One man was not. He was Fraser's First Lieutenant, David Carey, who had been drowned a month earlier, while training for the attack. "I always dedicate my Remembrance Day to him," says Fraser, who is now aged 81. "For me it's a very personal day."

So it is, too, for many survivors of the war, as many as 15 per cent of whom are still experiencing war-related psychological stress 50 years on, according to a study published recently by Duncan Barron, a sociologist at City University, London. Among the "forgotten" veterans of the Korean War, the figure is even higher.

But while it is individuals who remember in the literal sense, it is social groups that determine what is memorable, and also how it will be remembered. That is why some remembering is reduced to nostalgia, which is memory with the pain removed. And other major experiences are subjected to collective amnesia – in France, the Algerian war (1954-1962) has been wiped from public memory, probably because there is no accepted sense of its legitimacy. But even when memory is publicly enshrined, something happens to transform the "duty to remember" into something else.

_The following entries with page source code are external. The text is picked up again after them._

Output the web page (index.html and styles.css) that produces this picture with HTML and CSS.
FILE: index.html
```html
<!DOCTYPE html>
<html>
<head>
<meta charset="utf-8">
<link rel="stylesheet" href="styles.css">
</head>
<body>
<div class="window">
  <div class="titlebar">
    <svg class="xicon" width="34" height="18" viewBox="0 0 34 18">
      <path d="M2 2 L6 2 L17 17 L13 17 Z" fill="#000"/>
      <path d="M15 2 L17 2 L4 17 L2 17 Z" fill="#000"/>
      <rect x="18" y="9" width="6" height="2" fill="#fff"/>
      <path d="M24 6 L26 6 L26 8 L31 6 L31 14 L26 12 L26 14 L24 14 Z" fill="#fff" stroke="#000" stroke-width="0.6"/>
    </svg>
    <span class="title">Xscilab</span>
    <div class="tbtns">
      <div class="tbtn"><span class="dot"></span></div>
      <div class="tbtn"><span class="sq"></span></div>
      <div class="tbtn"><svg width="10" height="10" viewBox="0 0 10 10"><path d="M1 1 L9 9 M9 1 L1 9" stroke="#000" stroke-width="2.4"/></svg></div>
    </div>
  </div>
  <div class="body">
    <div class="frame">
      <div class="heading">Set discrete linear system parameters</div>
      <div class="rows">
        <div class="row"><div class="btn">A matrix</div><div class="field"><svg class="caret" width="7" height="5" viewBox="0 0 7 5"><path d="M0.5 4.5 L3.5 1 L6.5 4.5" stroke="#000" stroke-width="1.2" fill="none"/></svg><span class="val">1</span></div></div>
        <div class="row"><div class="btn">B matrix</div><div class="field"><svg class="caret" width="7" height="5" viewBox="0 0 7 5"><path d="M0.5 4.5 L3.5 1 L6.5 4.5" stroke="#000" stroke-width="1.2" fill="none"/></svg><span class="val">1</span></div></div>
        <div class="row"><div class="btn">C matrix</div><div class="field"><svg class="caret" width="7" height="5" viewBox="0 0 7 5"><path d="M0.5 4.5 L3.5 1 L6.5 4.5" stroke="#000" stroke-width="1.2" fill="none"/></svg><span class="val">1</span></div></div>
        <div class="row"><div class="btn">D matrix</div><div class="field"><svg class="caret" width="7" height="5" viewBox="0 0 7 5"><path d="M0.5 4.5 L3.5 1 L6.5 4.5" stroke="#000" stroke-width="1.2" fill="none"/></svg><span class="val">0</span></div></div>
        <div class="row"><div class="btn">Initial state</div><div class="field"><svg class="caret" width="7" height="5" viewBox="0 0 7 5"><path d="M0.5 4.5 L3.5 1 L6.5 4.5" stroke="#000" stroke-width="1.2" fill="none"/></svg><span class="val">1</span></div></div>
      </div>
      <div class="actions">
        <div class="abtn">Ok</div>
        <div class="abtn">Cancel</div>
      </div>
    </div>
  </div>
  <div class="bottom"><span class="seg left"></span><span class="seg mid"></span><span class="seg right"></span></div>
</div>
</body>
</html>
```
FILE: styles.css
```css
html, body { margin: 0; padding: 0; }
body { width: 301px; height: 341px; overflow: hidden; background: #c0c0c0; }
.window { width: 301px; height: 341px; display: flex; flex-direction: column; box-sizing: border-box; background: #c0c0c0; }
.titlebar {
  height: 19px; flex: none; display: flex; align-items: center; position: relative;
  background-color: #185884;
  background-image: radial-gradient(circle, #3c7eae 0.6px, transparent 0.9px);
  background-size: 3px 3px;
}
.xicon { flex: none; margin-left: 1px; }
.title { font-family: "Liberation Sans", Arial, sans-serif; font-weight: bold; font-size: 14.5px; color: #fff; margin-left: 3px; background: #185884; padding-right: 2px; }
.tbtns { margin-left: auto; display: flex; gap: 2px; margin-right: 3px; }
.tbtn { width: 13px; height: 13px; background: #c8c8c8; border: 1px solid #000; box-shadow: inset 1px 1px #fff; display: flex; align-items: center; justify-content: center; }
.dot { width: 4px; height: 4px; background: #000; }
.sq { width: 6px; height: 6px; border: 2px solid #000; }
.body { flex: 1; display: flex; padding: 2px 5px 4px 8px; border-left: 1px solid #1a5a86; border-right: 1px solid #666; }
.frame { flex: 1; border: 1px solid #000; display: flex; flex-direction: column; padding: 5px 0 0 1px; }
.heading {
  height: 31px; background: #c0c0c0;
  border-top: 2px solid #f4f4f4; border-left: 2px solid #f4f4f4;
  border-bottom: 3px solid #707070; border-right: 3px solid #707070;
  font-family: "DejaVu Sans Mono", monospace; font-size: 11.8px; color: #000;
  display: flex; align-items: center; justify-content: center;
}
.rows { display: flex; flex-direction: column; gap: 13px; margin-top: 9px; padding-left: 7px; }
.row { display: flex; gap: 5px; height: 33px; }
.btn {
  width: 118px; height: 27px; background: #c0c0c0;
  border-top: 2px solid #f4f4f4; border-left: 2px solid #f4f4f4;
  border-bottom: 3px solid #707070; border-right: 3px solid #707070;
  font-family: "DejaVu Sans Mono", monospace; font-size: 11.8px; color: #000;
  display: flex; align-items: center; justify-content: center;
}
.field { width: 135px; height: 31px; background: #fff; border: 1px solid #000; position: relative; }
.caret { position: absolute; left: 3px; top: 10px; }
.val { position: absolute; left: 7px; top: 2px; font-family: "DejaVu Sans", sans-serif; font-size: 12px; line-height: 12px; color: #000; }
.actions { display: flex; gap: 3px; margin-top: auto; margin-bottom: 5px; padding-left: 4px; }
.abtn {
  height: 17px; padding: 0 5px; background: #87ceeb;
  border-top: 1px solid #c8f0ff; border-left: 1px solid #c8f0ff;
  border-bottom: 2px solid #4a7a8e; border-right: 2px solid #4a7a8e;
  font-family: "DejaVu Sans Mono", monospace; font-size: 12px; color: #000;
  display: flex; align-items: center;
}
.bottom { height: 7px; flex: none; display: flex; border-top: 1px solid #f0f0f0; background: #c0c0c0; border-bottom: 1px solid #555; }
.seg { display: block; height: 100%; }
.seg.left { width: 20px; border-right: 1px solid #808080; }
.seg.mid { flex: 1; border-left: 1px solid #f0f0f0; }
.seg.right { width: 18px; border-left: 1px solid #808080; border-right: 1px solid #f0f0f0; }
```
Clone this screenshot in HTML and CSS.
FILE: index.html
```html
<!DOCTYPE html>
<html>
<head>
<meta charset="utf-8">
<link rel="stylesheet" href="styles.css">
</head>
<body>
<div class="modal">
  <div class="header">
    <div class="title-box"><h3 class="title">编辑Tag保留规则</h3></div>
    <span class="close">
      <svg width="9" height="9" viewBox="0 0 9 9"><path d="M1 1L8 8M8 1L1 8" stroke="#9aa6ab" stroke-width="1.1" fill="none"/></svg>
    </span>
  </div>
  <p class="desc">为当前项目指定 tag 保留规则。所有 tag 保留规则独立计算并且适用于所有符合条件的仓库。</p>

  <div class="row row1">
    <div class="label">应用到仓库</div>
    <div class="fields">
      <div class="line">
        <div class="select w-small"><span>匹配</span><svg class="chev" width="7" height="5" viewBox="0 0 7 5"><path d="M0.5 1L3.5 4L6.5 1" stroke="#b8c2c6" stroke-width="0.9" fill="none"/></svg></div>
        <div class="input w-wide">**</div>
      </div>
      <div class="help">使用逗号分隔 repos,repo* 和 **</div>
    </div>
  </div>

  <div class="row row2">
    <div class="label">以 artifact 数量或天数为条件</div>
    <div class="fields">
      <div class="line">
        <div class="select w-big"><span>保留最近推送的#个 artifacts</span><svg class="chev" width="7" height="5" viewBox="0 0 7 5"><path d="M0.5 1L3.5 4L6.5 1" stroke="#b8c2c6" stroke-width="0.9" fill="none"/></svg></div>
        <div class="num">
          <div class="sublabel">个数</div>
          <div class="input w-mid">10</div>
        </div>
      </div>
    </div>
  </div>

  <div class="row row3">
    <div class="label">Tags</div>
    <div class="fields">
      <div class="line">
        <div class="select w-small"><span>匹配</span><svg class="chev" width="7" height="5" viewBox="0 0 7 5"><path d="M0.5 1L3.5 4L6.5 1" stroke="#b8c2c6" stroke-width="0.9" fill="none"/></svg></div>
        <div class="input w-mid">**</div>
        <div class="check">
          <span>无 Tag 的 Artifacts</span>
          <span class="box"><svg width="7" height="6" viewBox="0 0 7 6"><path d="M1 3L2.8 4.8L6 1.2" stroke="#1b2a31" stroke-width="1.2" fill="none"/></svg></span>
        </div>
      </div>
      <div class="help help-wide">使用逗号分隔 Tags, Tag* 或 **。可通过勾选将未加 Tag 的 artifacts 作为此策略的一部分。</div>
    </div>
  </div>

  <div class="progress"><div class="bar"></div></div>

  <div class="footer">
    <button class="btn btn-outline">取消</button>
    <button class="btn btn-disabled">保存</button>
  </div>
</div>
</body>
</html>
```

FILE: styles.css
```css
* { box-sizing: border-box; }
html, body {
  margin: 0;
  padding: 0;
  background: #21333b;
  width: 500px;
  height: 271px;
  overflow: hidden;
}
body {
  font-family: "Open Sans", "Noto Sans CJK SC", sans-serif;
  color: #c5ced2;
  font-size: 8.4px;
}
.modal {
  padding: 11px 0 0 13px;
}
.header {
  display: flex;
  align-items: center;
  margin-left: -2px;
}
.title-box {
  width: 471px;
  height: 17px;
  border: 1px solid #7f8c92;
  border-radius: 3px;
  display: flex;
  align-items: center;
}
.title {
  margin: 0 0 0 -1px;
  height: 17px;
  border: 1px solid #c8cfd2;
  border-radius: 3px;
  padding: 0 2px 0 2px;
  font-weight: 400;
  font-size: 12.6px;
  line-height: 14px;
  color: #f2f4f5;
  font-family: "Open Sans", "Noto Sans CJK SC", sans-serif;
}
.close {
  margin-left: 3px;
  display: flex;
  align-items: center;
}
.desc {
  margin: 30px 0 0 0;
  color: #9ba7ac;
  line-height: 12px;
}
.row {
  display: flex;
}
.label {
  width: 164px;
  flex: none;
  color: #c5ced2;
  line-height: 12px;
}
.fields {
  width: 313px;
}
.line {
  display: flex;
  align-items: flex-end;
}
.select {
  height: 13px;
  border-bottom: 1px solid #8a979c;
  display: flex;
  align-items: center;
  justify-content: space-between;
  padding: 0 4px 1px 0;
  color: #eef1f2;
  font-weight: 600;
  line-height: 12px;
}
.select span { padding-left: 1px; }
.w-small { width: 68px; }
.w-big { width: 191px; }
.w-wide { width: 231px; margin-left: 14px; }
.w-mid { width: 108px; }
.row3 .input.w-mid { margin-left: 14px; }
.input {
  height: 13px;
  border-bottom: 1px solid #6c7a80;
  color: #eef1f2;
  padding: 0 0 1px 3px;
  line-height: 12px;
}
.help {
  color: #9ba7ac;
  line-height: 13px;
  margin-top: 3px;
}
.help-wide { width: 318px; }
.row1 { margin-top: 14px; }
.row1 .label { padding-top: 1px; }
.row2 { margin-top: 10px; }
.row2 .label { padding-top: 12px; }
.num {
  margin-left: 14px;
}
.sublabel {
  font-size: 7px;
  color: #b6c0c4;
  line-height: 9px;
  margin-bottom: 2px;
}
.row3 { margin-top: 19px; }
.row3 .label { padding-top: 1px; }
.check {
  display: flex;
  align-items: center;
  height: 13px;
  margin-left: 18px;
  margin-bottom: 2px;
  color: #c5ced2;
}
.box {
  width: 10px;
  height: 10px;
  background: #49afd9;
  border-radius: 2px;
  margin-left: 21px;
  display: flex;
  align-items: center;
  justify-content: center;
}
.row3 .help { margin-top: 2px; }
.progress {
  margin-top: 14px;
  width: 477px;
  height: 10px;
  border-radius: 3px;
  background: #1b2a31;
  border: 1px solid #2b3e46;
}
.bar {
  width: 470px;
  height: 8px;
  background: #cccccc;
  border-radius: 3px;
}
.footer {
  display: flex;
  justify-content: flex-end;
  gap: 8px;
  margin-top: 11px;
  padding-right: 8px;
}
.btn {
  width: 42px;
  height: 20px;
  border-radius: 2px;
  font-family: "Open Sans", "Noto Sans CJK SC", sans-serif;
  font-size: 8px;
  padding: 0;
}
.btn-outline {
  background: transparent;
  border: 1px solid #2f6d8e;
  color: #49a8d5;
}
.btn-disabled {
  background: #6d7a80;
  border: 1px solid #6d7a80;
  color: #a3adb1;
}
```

The surviving members of the dying generation try to fight that tendency. "Young people need to know the story of how our nation developed and why we should be proud of it," says Lt-Col Wilson. "Instead, we have a trend to minimise the past."

"It's a key to your identity, part of what makes you English," says Lt-Cdr Fraser. "And to know that, over the centuries, this country would have been overrun by the French, Spanish and Germans if Englishmen had not stood up and done their bit."

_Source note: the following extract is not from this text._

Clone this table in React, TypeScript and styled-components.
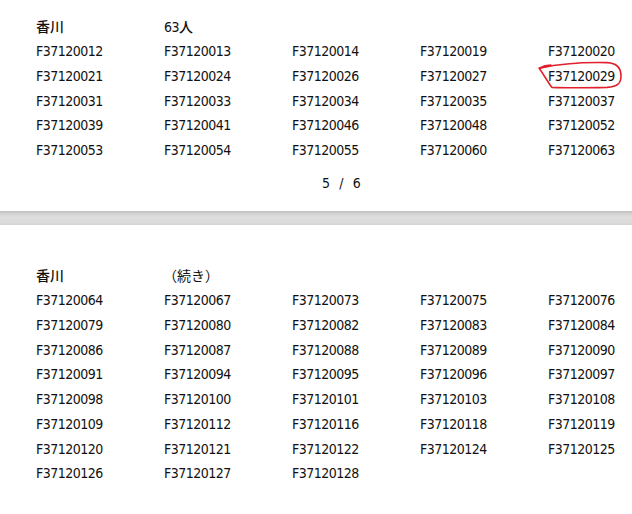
import React from "react";
import styled, { createGlobalStyle } from "styled-components";

// ---------- Global ----------

const GlobalStyle = createGlobalStyle`
  html, body {
    margin: 0;
    padding: 0;
    background: #ffffff;
  }
  body {
    font-family: "DejaVu Sans Condensed", "Noto Sans CJK JP", sans-serif;
    color: #111111;
  }
`;

// ---------- Styled Components ----------

const Viewer = styled.div`
  width: 632px;
  height: 514px;
  overflow: hidden;
  display: flex;
  flex-direction: column;
`;

const Page = styled.section<{ $top: number; $height?: number }>`
  background: #ffffff;
  padding: ${(p) => p.$top}px 0 0 36px;
  height: ${(p) => (p.$height ? `${p.$height}px` : "auto")};
  box-sizing: border-box;
  flex-shrink: 0;
`;

const Grid = styled.div`
  display: grid;
  grid-template-columns: repeat(5, 128px);
  grid-auto-rows: 24.75px;
  align-items: center;
`;

const Cell = styled.div`
  position: relative;
  font-size: 14px;
  letter-spacing: -0.5px;
  line-height: 1;
  white-space: nowrap;
`;

const HeadCell = styled(Cell)`
  font-family: "Noto Sans CJK JP", sans-serif;
  font-size: 14px;
  letter-spacing: 0;
  font-weight: 500;
`;

const NumHead = styled(Cell)``;

const ContHead = styled(HeadCell)`
  margin-left: -1px;
  font-weight: 400;
`;

const Folio = styled.div`
  margin-top: 12px;
  padding-left: 286px;
  font-size: 14px;
  letter-spacing: 2.6px;
  white-space: pre;
`;

const Gutter = styled.div`
  height: 14px;
  flex-shrink: 0;
  background: linear-gradient(
    to bottom,
    #bdbdbd 0px,
    #cfcfcf 2px,
    #dedede 6px,
    #dcdcdc 11px,
    #d2d2d2 14px
  );
`;

const Circle = styled.svg`
  position: absolute;
  left: -10px;
  top: -7px;
  width: 83px;
  height: 27px;
  pointer-events: none;
  overflow: visible;
`;

// ---------- Data ----------

const page5 = [
  "F37120012", "F37120013", "F37120014", "F37120019", "F37120020",
  "F37120021", "F37120024", "F37120026", "F37120027", "F37120029",
  "F37120031", "F37120033", "F37120034", "F37120035", "F37120037",
  "F37120039", "F37120041", "F37120046", "F37120048", "F37120052",
  "F37120053", "F37120054", "F37120055", "F37120060", "F37120063",
];

const page6 = [
  "F37120064", "F37120067", "F37120073", "F37120075", "F37120076",
  "F37120079", "F37120080", "F37120082", "F37120083", "F37120084",
  "F37120086", "F37120087", "F37120088", "F37120089", "F37120090",
  "F37120091", "F37120094", "F37120095", "F37120096", "F37120097",
  "F37120098", "F37120100", "F37120101", "F37120103", "F37120108",
  "F37120109", "F37120112", "F37120116", "F37120118", "F37120119",
  "F37120120", "F37120121", "F37120122", "F37120124", "F37120125",
  "F37120126", "F37120127", "F37120128",
];

const marked = "F37120029";

// ---------- Subcomponents ----------

const RedMark = () => (
  <Circle viewBox="0 0 84 27">
    <path
      d="M3 6 C 20 2, 45 0, 70 0.5 C 80 1, 84 6, 84 14 C 84 22, 80 25, 70 25.5 C 50 26, 25 26, 14 25.5 C 10 20, 4 10, 1 6 C 5 4, 9 3, 13 3"
      fill="none"
      stroke="#e0202c"
      strokeWidth="1.6"
      strokeLinecap="round"
      strokeLinejoin="round"
    />
  </Circle>
);

const IdCell: React.FC<{ id: string }> = ({ id }) => (
  <Cell>
    {id}
    {id === marked && <RedMark />}
  </Cell>
);

// ---------- App ----------

export default function App() {
  return (
    <>
      <GlobalStyle />
      <Viewer>
        <Page $top={14} $height={211}>
          <Grid>
            <HeadCell>香川</HeadCell>
            <NumHead>
              63<HeadCell as="span">人</HeadCell>
            </NumHead>
            <div />
            <div />
            <div />
            {page5.map((id) => (
              <IdCell key={id} id={id} />
            ))}
          </Grid>
          <Folio>5 / 6</Folio>
        </Page>
        <Gutter />
        <Page $top={38}>
          <Grid>
            <HeadCell>香川</HeadCell>
            <ContHead>（続き）</ContHead>
            <div />
            <div />
            <div />
            {page6.map((id) => (
              <IdCell key={id} id={id} />
            ))}
          </Grid>
        </Page>
      </Viewer>
    </>
  );
}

The colonel adds: "Even when us old buggers with the medals have gone, young people will need something which doesn't glamorise war, and which promotes reconciliation, but which shows some kind of pride in what we did and gives people time to think." Yet the process of remembrance is already passing from the hands of such old heroes.

New conflicts change the way we see the old ones. And the face of war, even a pseudo-war such as the one against terrorism, is changing. "Take the Gulf war," suggests the military historian Eric Morris, a former deputy head of war studies at Sandhurst, where British officers are trained, and author of Jane's World Insurgency and Terrorism. "In a war of mechanised armour and blitzkrieg bombing, the pace of war is such that the scope for individual acts of heroism is much reduced. In the Gulf war, there were no VCs; Sir Rupert Smith got the DSO for 'leadership of a division'. And that's the way things are going," he adds.

The statistics of history seem to support his argument. The Victoria Cross was instituted in 1856 by Queen Victoria, who, during the Crimean War, wanted to reward signal acts of bravery with a medal that, uniquely, was to be available to all ranks. Since then, it has been awarded 1,354 times, around half of them posthumous. In the First World War, 634 VCs were awarded. In the Second World War, there were 182. Since then, there have been just 11 – four in Korea, four to Australians in Vietnam, one to a Gurkha in a clash between Indonesia and Malaysia in Sarawak, and the final two in the Falklands 20 years ago. The number of surviving recipients has dwindled to 21, many of whom are nearing the ends of their lives.

Even those Falklands awards, according to Morris, may have had something political about them. "There was no doubting the bravery of the two men, but in previous conflicts what they did would have got the DSO, not the VC. For the Government, the award of two VCs indirectly endorsed the legitimacy of the conflict." Many people would not agree with that. "What Colonel H Jones did in the Falklands was terrific – a classic act of bravery," insists Ian Fraser. But VC veterans do acknowledge some of the other reservations that military professionals have voiced.

Professor John Potter used to teach psychological warfare at Sandhurst. "A new syndrome first showed up in the Falklands," he says. It is driven by three key changes. "A lot of the organisational power and standards in the forces are set by NCOs. Over the past 30 years, the expectations of life of this key group have shifted. First, they are materially more comfortable – they all have their semis and their Volvos. Second, they live in a world where authority is more routinely questioned. Third, they are more thoroughly professional, but professionalism now means greater risk–benefit analysis, rather than blind courage." All of that has a subconscious psychological impact.

"That is not to say they are any less brave," insists the psychologist. "But more questions are asked, both consciously and subconsciously. They take calculated risks rather than foolhardy ones. There's a fine line between bravery and stupidity – and people make decisions, both strategically and tactically, that keep them away from dangerous situations."

From an entirely different perspective, Bill Reid agrees. Flt-Lt W Reid, now 79, won his VC after continuing with a Lancaster bombing-raid on Germany despite having been injured over Holland by enemy Messerschmitts, whose bullets smashed his windscreen, wounding Reid in the head, shoulder and hands. The temperature suddenly dropped to -40C, and the young pilot's blood froze on his eyes. Despite an attack by another German fighter, which killed his navigator and wireless-operator, Reid continued to Düsseldorf and dropped six tons of bombs bang on target, crippling the Mannesheim steelworks. He then served 24 more missions with the Dambusters.

"In my war, most of us were just boys," he said. "I don't say it was harum-scarum, but it was an adventure for us to be able to fly a plane when most of us could hardly drive a car. Today's soldier will have a degree, a wife and a family. He has many more responsibilities. Subconsciously, it all weighs in the mind."

Ian Fraser disagrees. He has a military man's doubts about the politicians' analysis of the "war on terrorism", and yet he foresees that the shadows of the past could flicker again in the caves of Afghanistan. "They're going to have to get bloody close to Osama bin Laden to kill him," he said. "It's a situation that could well lead to acts of personal valour. Life may have got cushier for the modern British soldier, but when it comes to the crunch, I don't think they'd let the country down. They'll be just as brave, valiant and resourceful as we were."

In war, and in the remembrance of it, some things change. But some things, perhaps, do not.